All new Wal-Mart stores will have freezer lights that shut off if no one’s nearby. That test came from engineers taking a large white motion detector intended for security lights and jury-rigging it onto a freezer unit in Aurora.
By dimming the lights when no customers were around, those freezers used only 37 percent as much energy as the ones that always had their lights on.
Even some of Wal-Mart’s most committed critics find it hard to criticize the company’s environmental efforts and even harder to find fault with the green stores.
“We’re encouraged by Wal-Mart’s new environmental initiatives because they could, if implemented, change the way American businesses approach environmental sustainability,” said Nu Wexler, of the unionbacked Wal-Mart Watch.
The first change is likely to come in the retail sector. Wal-Mart has given presentations and tours of its experiments to competitors such as Target Corp., Costco Wholesale Corp. and Food Lion in hopes of winning converts and driving prices down on the new technology, Zimmerman said.
Carl Pope, executive director of the Sierra Club, declined to work with Wal-Mart on environmental matters because the company wouldn’t agree also to talk about labor, health care and other issues.
Nonetheless, Pope said that after examining Wal-Mart’s initiatives, he was convinced the company was making a sincere and significant commitment, even if he was skeptical that some goals could be reached.
“None of this is ‘ greenstanding, ’” said Pope, who also serves on the board of union-backed Wal-Mart Watch, an organization that is trying to change the way Wal-Mart operates.

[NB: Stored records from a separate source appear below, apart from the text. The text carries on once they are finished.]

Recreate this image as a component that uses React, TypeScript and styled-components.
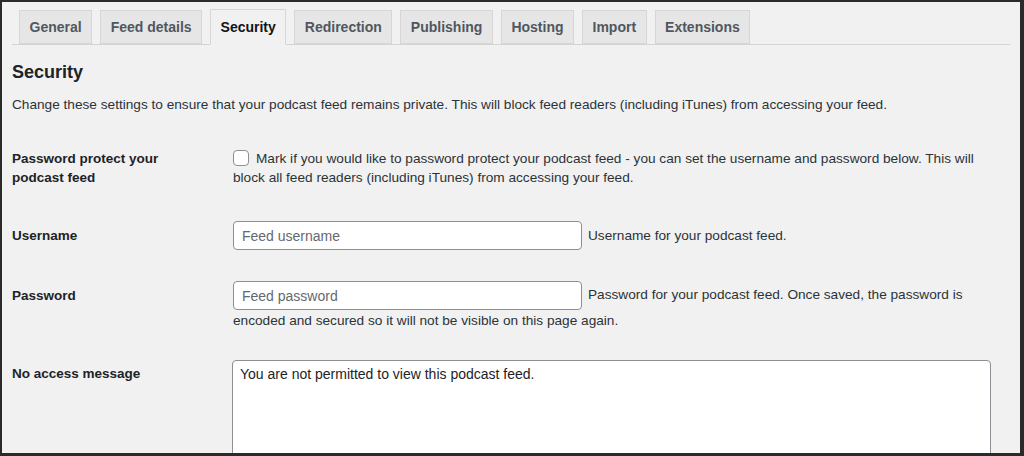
import styled, { createGlobalStyle } from "styled-components";

const GlobalStyle = createGlobalStyle`
  html, body {
    margin: 0;
    padding: 0;
    background: #f1f1f1;
  }
  * { box-sizing: border-box; }
`;

const Frame = styled.div`
  width: 1024px;
  height: 456px;
  overflow: hidden;
  background: #f1f1f1;
  border-style: solid;
  border-color: #2a2a2a;
  border-width: 2px 4px 3px 2px;
  padding: 8px 10px 0 10px;
  font-family: "Liberation Sans", Arial, sans-serif;
  color: #2c3338;
`;

const TabBar = styled.div`
  display: flex;
  align-items: flex-end;
  gap: 8px;
  padding-left: 7px;
  width: 998px;
  height: 35px;
  border-bottom: 1px solid #d4d4d4;
`;

const Tab = styled.div<{ $active?: boolean }>`
  height: ${(p) => (p.$active ? 36 : 34)}px;
  margin-bottom: ${(p) => (p.$active ? -1 : 0)}px;
  padding: 0 9.5px;
  display: flex;
  align-items: center;
  font-size: 14px;
  font-weight: 700;
  color: ${(p) => (p.$active ? "#101517" : "#50575e")};
  background: ${(p) => (p.$active ? "#f1f1f1" : "#e6e6e6")};
  border: 1px solid #d6d6d6;
  border-bottom-color: ${(p) => (p.$active ? "#f1f1f1" : "#d6d6d6")};
`;

const Heading = styled.h2`
  margin: 15px 0 0;
  font-size: 18px;
  line-height: 24px;
  font-weight: 600;
  color: #1d2327;
`;

const Intro = styled.p`
  margin: 11px 0 0;
  font-size: 13.65px;
  line-height: 20px;
  color: #2c3338;
`;

const Row = styled.div<{ $gap: number }>`
  display: grid;
  grid-template-columns: 221px 765px;
  align-items: start;
  margin-top: ${(p) => p.$gap}px;
`;

const Label = styled.div<{ $lh: number }>`
  font-size: 13.5px;
  font-weight: 700;
  line-height: ${(p) => p.$lh}px;
  color: #1d2327;
  padding-right: 20px;
`;

const Field = styled.div`
  font-size: 13.65px;
  line-height: 19px;
  color: #2c3338;
`;

const WrapField = styled(Field)`
  line-height: 22px;
`;

const Check = styled.span`
  display: inline-block;
  width: 16px;
  height: 16px;
  margin: 0 7px 0 0;
  vertical-align: -3px;
  border: 1px solid #8c8f94;
  border-radius: 4px;
  background: #fff;
`;

const Input = styled.input`
  width: 349px;
  height: 29px;
  padding: 0 8px;
  margin-right: 6px;
  vertical-align: middle;
  border: 1px solid #8c8f94;
  border-radius: 4px;
  background: #fff;
  font-family: inherit;
  font-size: 14px;
  color: #2c3338;
  &::placeholder {
    color: #646970;
  }
`;

const Inline = styled.div`
  display: flex;
  align-items: center;
  height: 29px;
`;

const TextArea = styled.textarea`
  display: block;
  width: 759px;
  height: 140px;
  margin-left: -1px;
  padding: 3px 7px;
  resize: none;
  border: 1px solid #8c8f94;
  border-radius: 4px;
  background: #fff;
  font-family: inherit;
  font-size: 14px;
  line-height: 20px;
  color: #1d2327;
`;

const tabs = [
  "General",
  "Feed details",
  "Security",
  "Redirection",
  "Publishing",
  "Hosting",
  "Import",
  "Extensions",
];

export default function App() {
  return (
    <>
      <GlobalStyle />
      <Frame>
        <TabBar>
          {tabs.map((t) => (
            <Tab key={t} $active={t === "Security"}>
              {t}
            </Tab>
          ))}
        </TabBar>

        <Heading>Security</Heading>
        <Intro>
          Change these settings to ensure that your podcast feed remains private. This will block
          feed readers (including iTunes) from accessing your feed.
        </Intro>

        <Row $gap={34}>
          <Label $lh={19}>
            Password protect your
            <br />
            podcast feed
          </Label>
          <Field>
            <Check />
            Mark if you would like to password protect your podcast feed - you can set the username
            and password below. This will block all feed readers (including iTunes) from accessing
            your feed.
          </Field>
        </Row>

        <Row $gap={34}>
          <Label $lh={29}>Username</Label>
          <Inline>
            <Input placeholder="Feed username" />
            <Field>Username for your podcast feed.</Field>
          </Inline>
        </Row>

        <Row $gap={31}>
          <Label $lh={29}>Password</Label>
          <WrapField>
            <Input placeholder="Feed password" />
            Password for your podcast feed. Once saved, the password is encoded and secured so it will
            not be visible on this page again.
          </WrapField>
        </Row>

        <Row $gap={28}>
          <Label $lh={28}>No access message</Label>
          <TextArea defaultValue="You are not permitted to view this podcast feed." />
        </Row>
      </Frame>
    </>
  );
}
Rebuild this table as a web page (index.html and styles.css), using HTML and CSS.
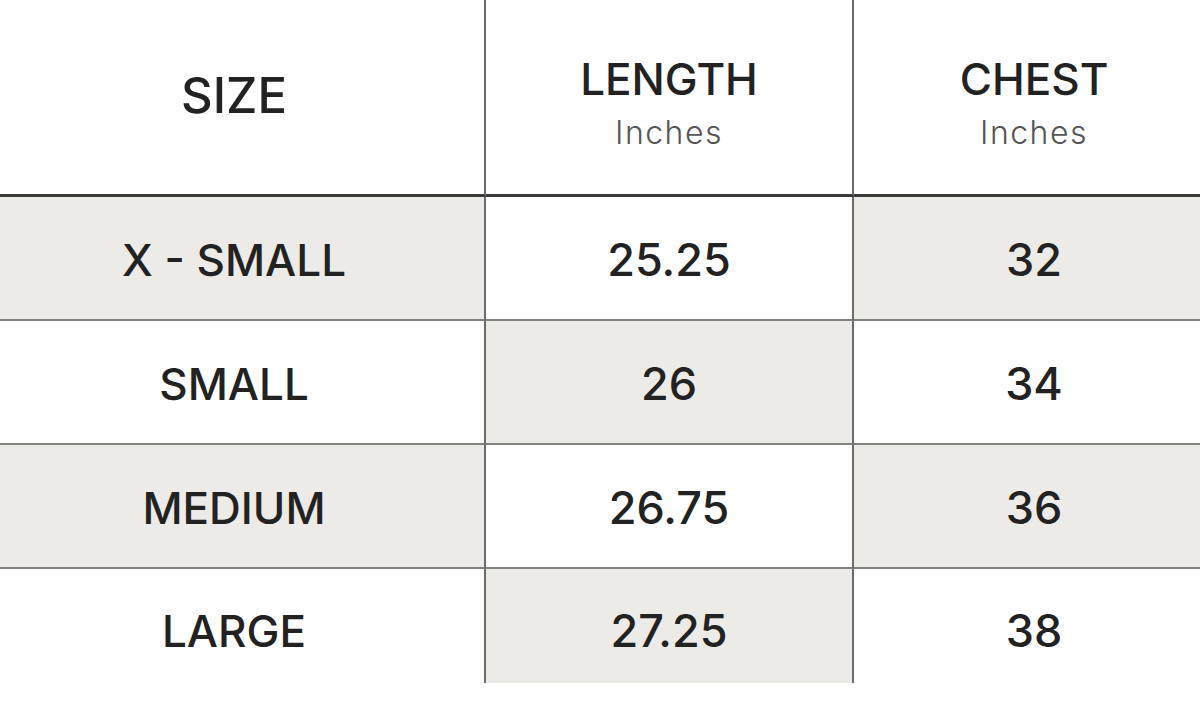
FILE: index.html
```html
<!DOCTYPE html>
<html lang="en">
<head>
<meta charset="utf-8">
<title>Size Chart</title>
<link rel="stylesheet" href="styles.css">
</head>
<body>
<div class="chart">
  <div class="cell head c1"><span class="title big">SIZE</span></div>
  <div class="cell head c2"><span class="title">LENGTH</span><span class="unit">Inches</span></div>
  <div class="cell head c3"><span class="title">CHEST</span><span class="unit">Inches</span></div>

  <div class="cell row c1 shade">X - SMALL</div>
  <div class="cell row c2">25.25</div>
  <div class="cell row c3 shade">32</div>

  <div class="cell row c1">SMALL</div>
  <div class="cell row c2 shade">26</div>
  <div class="cell row c3">34</div>

  <div class="cell row c1 shade">MEDIUM</div>
  <div class="cell row c2">26.75</div>
  <div class="cell row c3 shade">36</div>

  <div class="cell last c1">LARGE</div>
  <div class="cell last c2 shade">27.25</div>
  <div class="cell last c3">38</div>
</div>
</body>
</html>
```
FILE: styles.css
```css
html, body {
  margin: 0;
  padding: 0;
  background: #ffffff;
  overflow: hidden;
}

body {
  font-family: "Inter", "Lato", "Liberation Sans", sans-serif;
  color: #222222;
}

.chart {
  display: grid;
  grid-template-columns: 486px 368px 1fr;
  grid-template-rows: 197px 124px 124px 124px 114px;
  width: 1200px;
}

.cell {
  display: flex;
  flex-direction: column;
  align-items: center;
  justify-content: center;
  box-sizing: border-box;
  background: #ffffff;
  font-size: 45px;
  font-weight: 500;
  line-height: 52px;
}

.c1 {
  border-right: 2px solid #6b6b6b;
  padding-right: 16px;
  font-size: 44px;
}

.c2 {
  border-right: 2px solid #6b6b6b;
}

.c3 {
  padding-left: 14px;
}

.head {
  border-bottom: 3px solid #3a3a3a;
  padding-top: 12px;
}

.head.c1 {
  padding-top: 0;
  padding-bottom: 2px;
}

.row {
  border-bottom: 2px solid #808080;
  padding-top: 4px;
}

.last {
  padding-top: 10px;
}

.shade {
  background: #ecebe7;
}

.title {
  font-size: 44px;
  font-weight: 500;
  line-height: 52px;
}

.title.big {
  font-size: 49px;
  line-height: 60px;
}

.unit {
  margin-top: 8px;
  font-size: 32px;
  font-weight: 300;
  color: #555555;
  line-height: 40px;
  letter-spacing: 1.5px;
}
```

Here’s some of the other ideas being tested at Wal-Mart’s two green stores: Light-emitting diodes are used in exterior signs and in the store. Evaporative cooling installed in the Colorado store uses water sprayed into the air stream to cool the air as it evaporates. Since April, the Texas store has used 85 percent less water for irrigation thanks to the use of native, drought-tolerant plants in landscaping and drip irrigation. Waterless urinals were installed in the men’s restrooms. The urinals were designed to save 1 to 3 gallons of water per use. Pervious pavement and / or concrete were used at both stores to assist with draining water from the parking lots. This pavement allows water to percolate through the pavement system and into the groundwater system. Spoiled items from the produce, deli, meat and dairy departments are sent out for composting. The compost is then sold at Wal-Mart’s stores. Recycled pavement was used in some parking areas. Ternary concrete also was used. This material mixes traditional concrete with industrial byproducts including fly ash (results from burning coal for electricity ) and slag (a byproduct of steel manufacturing ).
Recycled rubber was used for some sidewalks, but they’re warping and fading in the sun at the Texas store. Countertops were made with recycled glass and concrete. Bamboo was made into woodwork and flooring. While the flooring is holding up well, the cabinets and fixtures are not.